WE ALL KNOW THAT inside our cars, there’s a spectacular confluence of mechanical and computer technology that makes them go. But unless you’re a gearhead, you probably just take it all for granted. The same is true for dental lasers. We all know what they do, but probably not exactly how.

Early lasers were unable to match the speed of traditional drills, which meant patients weren’t guaranteed a reliably anesthesia-free experience. Modern lasers, of course, are much more advanced, perhaps none more than Convergent Dental’s Solea. It operates at a unique 9.3-micron wavelength and uses computer controls to precisely deliver energy for the treatment of both hard and soft tissue.
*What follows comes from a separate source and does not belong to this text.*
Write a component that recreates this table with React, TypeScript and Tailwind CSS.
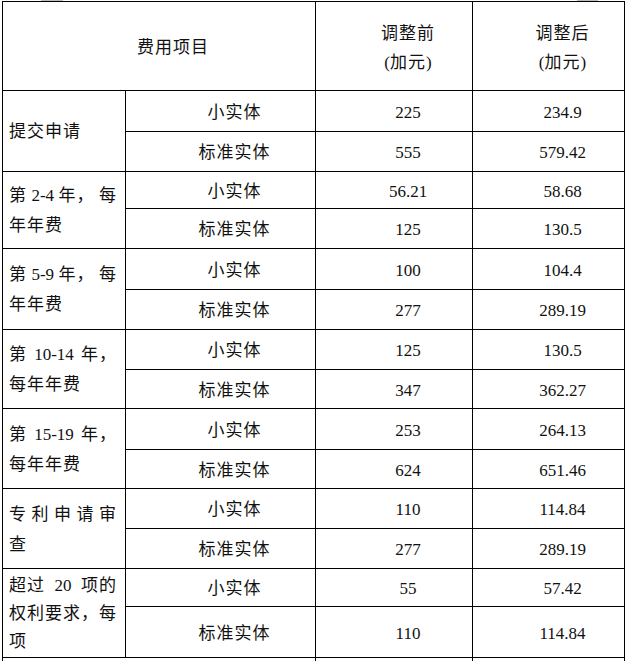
type Line = string | string[];

interface Group {
  label: Line[];
  leading: string;
  rows: [string, string, string][];
}

const GROUPS: Group[] = [
  {
    label: ['提交申请'],
    leading: 'leading-[30px]',
    rows: [
      ['小实体', '225', '234.9'],
      ['标准实体', '555', '579.42'],
    ],
  },
  {
    label: [['第', '2-4', '年，', '每'], '年年费'],
    leading: 'leading-[30px]',
    rows: [
      ['小实体', '56.21', '58.68'],
      ['标准实体', '125', '130.5'],
    ],
  },
  {
    label: [['第', '5-9', '年，', '每'], '年年费'],
    leading: 'leading-[30px]',
    rows: [
      ['小实体', '100', '104.4'],
      ['标准实体', '277', '289.19'],
    ],
  },
  {
    label: [['第', '10-14', '年，'], '每年年费'],
    leading: 'leading-[30px]',
    rows: [
      ['小实体', '125', '130.5'],
      ['标准实体', '347', '362.27'],
    ],
  },
  {
    label: [['第', '15-19', '年，'], '每年年费'],
    leading: 'leading-[30px]',
    rows: [
      ['小实体', '253', '264.13'],
      ['标准实体', '624', '651.46'],
    ],
  },
  {
    label: [['专', '利', '申', '请', '审'], '查'],
    leading: 'leading-[30px]',
    rows: [
      ['小实体', '110', '114.84'],
      ['标准实体', '277', '289.19'],
    ],
  },
  {
    label: [['超过', '20', '项的'], '权利要求，每', '项'],
    leading: 'leading-[28px]',
    rows: [
      ['小实体', '55', '57.42'],
      ['标准实体', '110', '114.84'],
    ],
  },
];

function LabelLine({ line }: { line: Line }) {
  if (typeof line === 'string') return <div className="tracking-[1px]">{line}</div>;
  return (
    <div className="flex w-[108px] justify-between">
      {line.map((t, i) => (
        <span key={i} className={/\d/.test(t) ? '' : 'tracking-[1px]'}>
          {t}
        </span>
      ))}
    </div>
  );
}

function Cell({ children, className = '' }: { children?: React.ReactNode; className?: string }) {
  return (
    <div className={`flex items-center justify-center bg-white pl-7 pt-[3px] ${className}`}>
      {children}
    </div>
  );
}

export default function App() {
  return (
    <div className="h-[661px] w-[628px] overflow-hidden bg-white font-['Liberation_Serif','Noto_Sans_CJK_SC',serif] text-[17px] text-[#111]">
      {/* page marks above the table */}
      <div className="flex h-px">
        <div className="ml-[41px] w-[22px] bg-[#bdbdbd]" />
        <div className="ml-[514px] w-[21px] bg-[#bdbdbd]" />
      </div>

      <div className="ml-[2px] grid w-fit grid-cols-[122px_189px_156px_151px] grid-rows-[88px_40px_39px_36px_39px_40px_39px_39px_38px_40px_38px_39px_39px_37px_50px_40px] gap-px bg-black p-px">
        {/* Header */}
        <Cell className="col-span-2 tracking-[1px]">费用项目</Cell>
        <Cell className="flex-col leading-[29px]">
          <span className="tracking-[1px]">调整前</span>
          <span>
            (<span className="tracking-[1px]">加元</span>)
          </span>
        </Cell>
        <Cell className="flex-col leading-[29px]">
          <span className="tracking-[1px]">调整后</span>
          <span>
            (<span className="tracking-[1px]">加元</span>)
          </span>
        </Cell>

        {GROUPS.map((g, gi) => (
          <div key={gi} className="contents">
            <div className={`row-span-2 flex flex-col justify-center bg-white pl-[6px] pt-[2px] ${g.leading}`}>
              {g.label.map((line, li) => (
                <LabelLine key={li} line={line} />
              ))}
            </div>
            {g.rows.map(([type, before, after], ri) => (
              <div key={ri} className="contents">
                <Cell className="tracking-[1px]">{type}</Cell>
                <Cell>{before}</Cell>
                <Cell>{after}</Cell>
              </div>
            ))}
          </div>
        ))}

        {/* next row, cut off by the page edge */}
        <div className="col-span-2 bg-white" />
        <div className="bg-white" />
        <div className="bg-white" />
      </div>
    </div>
  );
}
Solea’s powerful beam of light is actually optimized by a system called “galvos”: a series of microprocessor-controlled mirrors that move rapidly inside the arm of the laser. They’re capable of manipu­lating the beam thousands of times per second to create patterns expressly designed for the tissue being treated, whether it’s enamel, bone, dentin or soft tissue. Energy is distributed in patterns that vary in diameter, allowing doctors to choose the perfect size for the job at hand. Galvos facilitates speed, precision and control unprecedented in a dental laser, according to Convergent Dental.

That same technology is now enabling larger patterns for non-ablative therapies like Solea Sleep, a new treatment option for palatal snoring. A specialized pattern is deployed by doctors to deliver controlled, low-level energy targeting a specific area of tissue, reducing the risk of overtreatment.

Fun fact: Solea is currently the only dental laser using galvos to deliver fast cutting, at drill speed, with minimal patient discomfort. That means it’s likely more future-proof than average, as shown by its ability to go from powerful cutting to gentle snoring treatment.